Luckily, no kale in this class. But it opened my eyes to the culinary possibilities of market-to-kitchen – in this case, the fully equipped kitchen at the Adams County Arts Council. For me, this was big. I once faced a week without a cook at home (that would be my husband) and stood in the West Shore Farmers’ Market befuddled by all that chicken and pork, beef and fish. Just what was I supposed to do with it? I gave up and survived on Kraft Mac and Cheese for eight days.

Today, Chef Jeremy led us in whipping up a few tapas dishes. We savored vol-au-vent (a puff pastry, I learned) topped with rich, nutty mushroom sauce. We relished roasted herb potatoes. We indulged in airy fettuccine topped with heirloom tomatoes.

And I managed to chop the tomatoes with wickedly sharp knives without drawing blood. I separated an egg without slopping it all over the floor. My classmates and I kneaded dough and cranked the pasta maker without losing any fingers. I declare victory.

Of course, there are other ways to taste Gettysburg and environs without the prospect of setting a kitchen on fire. Our group sampled a refreshing salad of prosciutto-wrapped honeycrisp apple at the retro-contemporary Food 101. At One Lincoln, Hotel Gettysburg’s cozy pub, a tender roasted lamb converted me to, well, lamb.
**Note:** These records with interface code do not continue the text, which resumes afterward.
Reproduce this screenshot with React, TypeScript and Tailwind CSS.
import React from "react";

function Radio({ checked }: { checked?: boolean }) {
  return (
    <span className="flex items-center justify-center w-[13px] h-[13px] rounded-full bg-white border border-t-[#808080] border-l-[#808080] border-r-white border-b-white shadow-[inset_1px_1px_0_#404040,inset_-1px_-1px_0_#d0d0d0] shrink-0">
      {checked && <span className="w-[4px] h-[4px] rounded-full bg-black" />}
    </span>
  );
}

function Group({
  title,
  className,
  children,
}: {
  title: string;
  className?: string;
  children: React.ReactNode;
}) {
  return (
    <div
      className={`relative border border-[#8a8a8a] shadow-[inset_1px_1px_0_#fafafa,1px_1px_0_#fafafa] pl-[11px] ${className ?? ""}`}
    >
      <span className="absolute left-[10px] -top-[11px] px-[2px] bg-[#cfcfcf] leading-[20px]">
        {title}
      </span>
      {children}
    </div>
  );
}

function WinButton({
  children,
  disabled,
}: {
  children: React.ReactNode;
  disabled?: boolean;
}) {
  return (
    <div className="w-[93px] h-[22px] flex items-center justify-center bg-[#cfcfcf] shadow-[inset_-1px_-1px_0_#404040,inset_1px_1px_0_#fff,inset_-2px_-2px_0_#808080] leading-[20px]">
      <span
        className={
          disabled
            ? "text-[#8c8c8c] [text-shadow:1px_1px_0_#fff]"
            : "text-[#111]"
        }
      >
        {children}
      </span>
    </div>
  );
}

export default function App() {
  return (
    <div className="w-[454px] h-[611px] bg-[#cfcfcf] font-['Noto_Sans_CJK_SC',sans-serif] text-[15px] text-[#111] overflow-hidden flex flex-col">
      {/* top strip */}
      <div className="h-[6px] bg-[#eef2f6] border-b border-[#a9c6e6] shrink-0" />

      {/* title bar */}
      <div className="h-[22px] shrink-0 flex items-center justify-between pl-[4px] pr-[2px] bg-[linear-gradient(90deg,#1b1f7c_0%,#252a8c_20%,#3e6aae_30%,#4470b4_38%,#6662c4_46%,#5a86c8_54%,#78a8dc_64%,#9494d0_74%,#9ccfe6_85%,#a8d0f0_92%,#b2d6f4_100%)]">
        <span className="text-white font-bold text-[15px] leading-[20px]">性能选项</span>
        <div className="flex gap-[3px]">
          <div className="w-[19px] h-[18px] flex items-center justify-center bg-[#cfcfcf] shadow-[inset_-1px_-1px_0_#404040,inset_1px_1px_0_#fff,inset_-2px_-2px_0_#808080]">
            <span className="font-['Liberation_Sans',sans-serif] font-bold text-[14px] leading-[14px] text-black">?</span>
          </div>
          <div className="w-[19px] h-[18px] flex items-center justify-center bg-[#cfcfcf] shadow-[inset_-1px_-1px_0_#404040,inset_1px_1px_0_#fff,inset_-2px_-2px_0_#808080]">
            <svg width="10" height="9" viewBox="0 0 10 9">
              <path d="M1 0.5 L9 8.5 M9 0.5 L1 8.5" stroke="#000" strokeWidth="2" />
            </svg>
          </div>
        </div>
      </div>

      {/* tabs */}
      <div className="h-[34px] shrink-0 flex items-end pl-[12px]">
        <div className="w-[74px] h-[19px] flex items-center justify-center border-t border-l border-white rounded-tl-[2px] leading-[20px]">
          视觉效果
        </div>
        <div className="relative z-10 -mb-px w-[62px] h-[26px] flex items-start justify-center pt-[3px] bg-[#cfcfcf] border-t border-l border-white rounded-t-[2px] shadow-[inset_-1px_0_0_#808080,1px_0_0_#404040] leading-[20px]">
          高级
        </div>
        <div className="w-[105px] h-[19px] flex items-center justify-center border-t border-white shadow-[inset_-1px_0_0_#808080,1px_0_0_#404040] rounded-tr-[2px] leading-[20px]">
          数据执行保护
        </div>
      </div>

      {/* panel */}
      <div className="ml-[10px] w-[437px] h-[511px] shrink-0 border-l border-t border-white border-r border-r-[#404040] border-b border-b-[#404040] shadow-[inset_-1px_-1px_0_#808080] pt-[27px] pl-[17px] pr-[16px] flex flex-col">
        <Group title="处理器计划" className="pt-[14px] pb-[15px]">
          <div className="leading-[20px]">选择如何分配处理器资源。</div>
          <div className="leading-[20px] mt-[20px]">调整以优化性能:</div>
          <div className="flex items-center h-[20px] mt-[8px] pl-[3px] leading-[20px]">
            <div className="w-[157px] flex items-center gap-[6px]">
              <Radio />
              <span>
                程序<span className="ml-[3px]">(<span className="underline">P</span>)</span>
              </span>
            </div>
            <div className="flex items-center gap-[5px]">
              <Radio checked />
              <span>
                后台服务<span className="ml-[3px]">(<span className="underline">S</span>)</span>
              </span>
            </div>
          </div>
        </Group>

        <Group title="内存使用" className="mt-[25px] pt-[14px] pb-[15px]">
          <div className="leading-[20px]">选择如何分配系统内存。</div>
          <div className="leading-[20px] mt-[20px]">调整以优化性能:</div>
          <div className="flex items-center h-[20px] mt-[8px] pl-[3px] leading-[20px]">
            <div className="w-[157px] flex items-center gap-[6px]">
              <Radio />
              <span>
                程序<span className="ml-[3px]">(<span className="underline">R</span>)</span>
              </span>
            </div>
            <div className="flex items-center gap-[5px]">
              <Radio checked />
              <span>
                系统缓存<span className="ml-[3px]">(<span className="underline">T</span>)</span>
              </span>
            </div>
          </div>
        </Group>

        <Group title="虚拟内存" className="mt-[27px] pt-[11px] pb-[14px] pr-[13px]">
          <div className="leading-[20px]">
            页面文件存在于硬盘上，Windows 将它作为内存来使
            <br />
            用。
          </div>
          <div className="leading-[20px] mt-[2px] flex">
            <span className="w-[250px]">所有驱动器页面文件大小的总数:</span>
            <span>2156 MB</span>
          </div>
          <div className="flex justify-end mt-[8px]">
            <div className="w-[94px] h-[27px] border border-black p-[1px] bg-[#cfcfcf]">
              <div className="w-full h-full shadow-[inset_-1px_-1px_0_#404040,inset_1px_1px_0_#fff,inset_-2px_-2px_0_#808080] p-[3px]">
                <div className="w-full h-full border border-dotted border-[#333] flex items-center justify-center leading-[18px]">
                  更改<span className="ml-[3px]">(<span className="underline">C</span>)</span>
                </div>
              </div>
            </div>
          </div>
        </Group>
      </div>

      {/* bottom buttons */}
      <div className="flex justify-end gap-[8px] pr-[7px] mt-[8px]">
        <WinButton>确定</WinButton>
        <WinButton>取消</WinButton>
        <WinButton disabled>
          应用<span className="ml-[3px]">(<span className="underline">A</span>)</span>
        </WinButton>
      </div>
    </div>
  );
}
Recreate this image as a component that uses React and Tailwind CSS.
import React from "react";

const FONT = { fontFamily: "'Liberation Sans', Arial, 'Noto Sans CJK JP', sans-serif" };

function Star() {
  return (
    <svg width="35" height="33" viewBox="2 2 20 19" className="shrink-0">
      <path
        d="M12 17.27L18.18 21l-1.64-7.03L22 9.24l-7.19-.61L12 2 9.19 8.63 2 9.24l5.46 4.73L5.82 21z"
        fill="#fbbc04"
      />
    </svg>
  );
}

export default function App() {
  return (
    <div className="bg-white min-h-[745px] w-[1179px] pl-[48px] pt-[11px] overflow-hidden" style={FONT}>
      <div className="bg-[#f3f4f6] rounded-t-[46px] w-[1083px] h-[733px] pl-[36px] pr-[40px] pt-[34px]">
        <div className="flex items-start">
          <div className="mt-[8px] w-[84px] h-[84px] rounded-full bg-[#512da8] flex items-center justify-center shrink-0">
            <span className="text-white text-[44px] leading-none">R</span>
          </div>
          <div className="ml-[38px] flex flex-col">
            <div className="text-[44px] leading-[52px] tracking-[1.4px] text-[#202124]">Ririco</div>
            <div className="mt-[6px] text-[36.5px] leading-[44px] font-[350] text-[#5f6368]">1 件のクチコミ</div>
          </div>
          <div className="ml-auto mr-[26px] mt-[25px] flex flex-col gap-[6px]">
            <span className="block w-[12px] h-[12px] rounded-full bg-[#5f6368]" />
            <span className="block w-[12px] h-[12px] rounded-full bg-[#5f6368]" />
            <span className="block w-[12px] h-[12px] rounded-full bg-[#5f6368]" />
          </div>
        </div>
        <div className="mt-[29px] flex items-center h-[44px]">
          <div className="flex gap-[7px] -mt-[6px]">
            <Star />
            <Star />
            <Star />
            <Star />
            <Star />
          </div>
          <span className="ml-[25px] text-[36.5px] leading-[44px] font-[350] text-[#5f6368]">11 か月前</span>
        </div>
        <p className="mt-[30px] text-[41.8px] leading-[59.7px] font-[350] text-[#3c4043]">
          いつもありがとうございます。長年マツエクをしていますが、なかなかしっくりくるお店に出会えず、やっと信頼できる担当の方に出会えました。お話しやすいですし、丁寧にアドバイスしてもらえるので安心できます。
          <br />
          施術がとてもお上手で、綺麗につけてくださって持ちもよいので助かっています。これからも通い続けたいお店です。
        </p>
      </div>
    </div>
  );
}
Fidler & Co.’s wild-mushroom, brick-oven pizza and its frittata with house breakfast sausage were out-of-this-world.

No one had to twist my arm to try Dobbin House’s world-famous baked king’s onion soup, their version of French onion topped with a gooey cheese mélange and dotted with – surprise! – bits of beef in the broth.

Then again, there was the roasted bone marrow at 1863 Steakhouse. I held my breath, dipped my bread and took a bite. The rest of the meal was delightful, but my palate just can’t slurp goo from a bone and consider it a delicacy.
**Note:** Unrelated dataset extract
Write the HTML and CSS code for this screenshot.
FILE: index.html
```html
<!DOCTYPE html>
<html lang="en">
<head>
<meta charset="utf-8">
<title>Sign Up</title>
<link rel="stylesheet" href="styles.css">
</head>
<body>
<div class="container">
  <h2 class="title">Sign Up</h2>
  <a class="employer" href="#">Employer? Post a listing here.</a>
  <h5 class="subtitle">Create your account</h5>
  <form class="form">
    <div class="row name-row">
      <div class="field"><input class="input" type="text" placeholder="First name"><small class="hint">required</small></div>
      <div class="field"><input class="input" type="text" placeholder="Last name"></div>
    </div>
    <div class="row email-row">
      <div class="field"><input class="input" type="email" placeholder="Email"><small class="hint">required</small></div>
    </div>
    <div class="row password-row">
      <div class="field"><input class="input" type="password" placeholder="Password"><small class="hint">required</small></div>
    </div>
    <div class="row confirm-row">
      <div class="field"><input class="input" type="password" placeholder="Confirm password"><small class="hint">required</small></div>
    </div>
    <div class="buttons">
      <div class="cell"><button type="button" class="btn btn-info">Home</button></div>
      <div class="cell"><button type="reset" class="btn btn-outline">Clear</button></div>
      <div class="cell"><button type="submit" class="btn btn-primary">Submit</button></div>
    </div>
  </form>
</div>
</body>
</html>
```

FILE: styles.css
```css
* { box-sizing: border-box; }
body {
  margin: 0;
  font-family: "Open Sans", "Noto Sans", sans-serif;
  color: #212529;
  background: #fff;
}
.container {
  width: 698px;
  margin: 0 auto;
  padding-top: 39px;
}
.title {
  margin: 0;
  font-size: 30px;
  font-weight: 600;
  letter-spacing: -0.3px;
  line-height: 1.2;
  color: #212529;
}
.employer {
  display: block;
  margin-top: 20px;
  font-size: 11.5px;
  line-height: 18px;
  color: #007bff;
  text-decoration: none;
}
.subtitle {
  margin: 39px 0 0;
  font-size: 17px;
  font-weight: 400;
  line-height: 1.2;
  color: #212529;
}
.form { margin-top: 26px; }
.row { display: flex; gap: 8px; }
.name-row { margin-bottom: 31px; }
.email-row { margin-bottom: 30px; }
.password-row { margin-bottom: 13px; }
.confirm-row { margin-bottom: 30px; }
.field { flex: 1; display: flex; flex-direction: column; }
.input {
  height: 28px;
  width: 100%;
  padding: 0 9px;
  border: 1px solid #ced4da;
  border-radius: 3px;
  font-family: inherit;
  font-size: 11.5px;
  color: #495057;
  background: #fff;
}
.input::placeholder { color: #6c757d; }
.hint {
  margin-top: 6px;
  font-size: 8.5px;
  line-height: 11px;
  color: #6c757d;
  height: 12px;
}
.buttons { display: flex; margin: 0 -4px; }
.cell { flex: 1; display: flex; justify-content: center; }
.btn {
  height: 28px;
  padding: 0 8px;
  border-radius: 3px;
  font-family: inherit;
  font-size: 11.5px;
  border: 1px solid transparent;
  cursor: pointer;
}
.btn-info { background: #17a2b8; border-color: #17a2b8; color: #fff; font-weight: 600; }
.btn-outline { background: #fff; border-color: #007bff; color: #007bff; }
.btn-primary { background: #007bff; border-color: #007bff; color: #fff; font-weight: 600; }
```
Gettysburg‘s foodie renaissance also has a complementary booze-y movement. No palate-training needed here. One Lincoln’s seasonal cider sangria with fresh local apples and Fireball whiskey earned a well-deserved second round. Flavorful spirits at Mason Dixon Distillery, in a former furniture factory, include vodka made from wheat grown on Gettysburg battlefield farmlands.

“I’m a mad rocket scientist,” said Mason Dixon founder Yiannia Barakos, “and this is my rocket fuel.”
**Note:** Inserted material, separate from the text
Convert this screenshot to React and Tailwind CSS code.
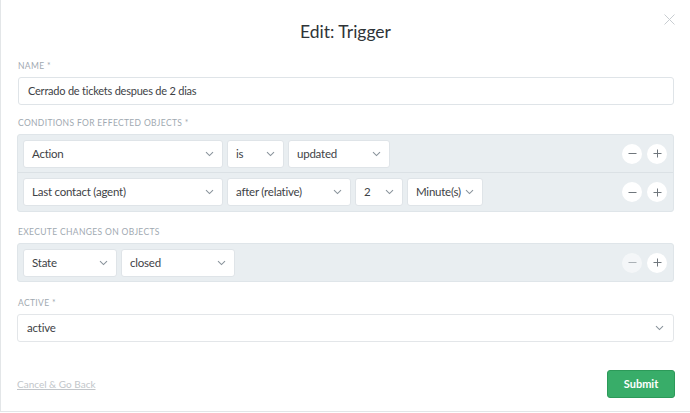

Of course, we were reminded by a living historian at the restful Battlefield Inn B&B that Gettysburg’s visitors in 1863 weren’t there on a culinary jaunt. They were scared kids, teenagers watching fathers and brothers and cousins fall around them. If they drank coffee, they were less likely to die from the dysentery and cholera that felled the non-coffee drinkers (boiled water, you know). Maybe they ate beef from the 10,000 cattle herded before the Union army, but most meals, they ate the tooth-splintering cracker known as hard tack.

“You had two of these for lunch, two for dinner and guess what you had for breakfast?” said the historian.

We entrust Gettysburg as steward of sacred memories, but these days, it’s nice to know that the town can also offer the same flavorful apples and tomatoes grown by our 19th-Century predecessors – with a side of shiitake mushrooms to satisfy our 21st-Century palates.

Deep in Adams County, those apples are driving the hard-cider renaissance. At Hauser Estate Winery, on the outskirts of Biglerville, I savored the breathtaking view while also savoring a sampling of their Jack’s Hard Ciders. I liked the crisp Conewago Orchard, a seasonal offering. We all loved the peach.

Later, Ellie Hollabaugh Vranich would tell us that in Adams County “the soil is amazing for tree-fruit production.” She should know. She’s third-generation at Hollabaugh Bros., the Biglerville fruit farm and market founded by her grandfather and his twin brother. She was teaching us to make apple dumplings.

Did someone say apple dumplings? When everyone at the Farm Show lines up for milkshakes, I’m at the apple-dumpling stand.

We started by piercing sweet-tart jonagold apples with what Vranich called the “sharp, blade-y tip” of a corer. It made a clean hole from top to bottom. Where has this thing been all my life?

We rolled dough – mine was more of a misshapen square than a circle – and dropped it in a little pie tin. In went the apple, followed by a sprinkling of cinnamon-sugar in the hollowed core, for “the part that is truly the magic of an apple dumpling,” said Vranich. “As your apple bakes and starts to soften and the juices are released, it mixes with that cinnamon-sugar and makes this really amazing, thick, syrupy, yummy goodness.”

I can attest to that. Three guesses what I had for breakfast the next day. Hint: It involved syrupy, yummy goodness.

A Hollabaugh Bros. wagon tour took us through the winding hills of the orchards. The peach trees had been picked. The apple trees were bursting with fruit, clustered so tightly that when we got to pick our own, it was hard to decide which to select.
At wagon tour’s end, we were greeted with cider and apple-cider donuts. A fresh cider donut dunked in fresh cider, all made from apples born and raised just outside these walls? Pure heaven.

Maybe Josh Fidler, chef and owner at Fidler & Co., said it best. “If you start with quality, it’s easy to make it good.”

Adams County, I’m coming back. Don’t set out the bone marrow for me. But the lamb and tomatoes, the apples and mushrooms, the bread and wine and cider – line them up. This Irish-American is ready to be a foodie.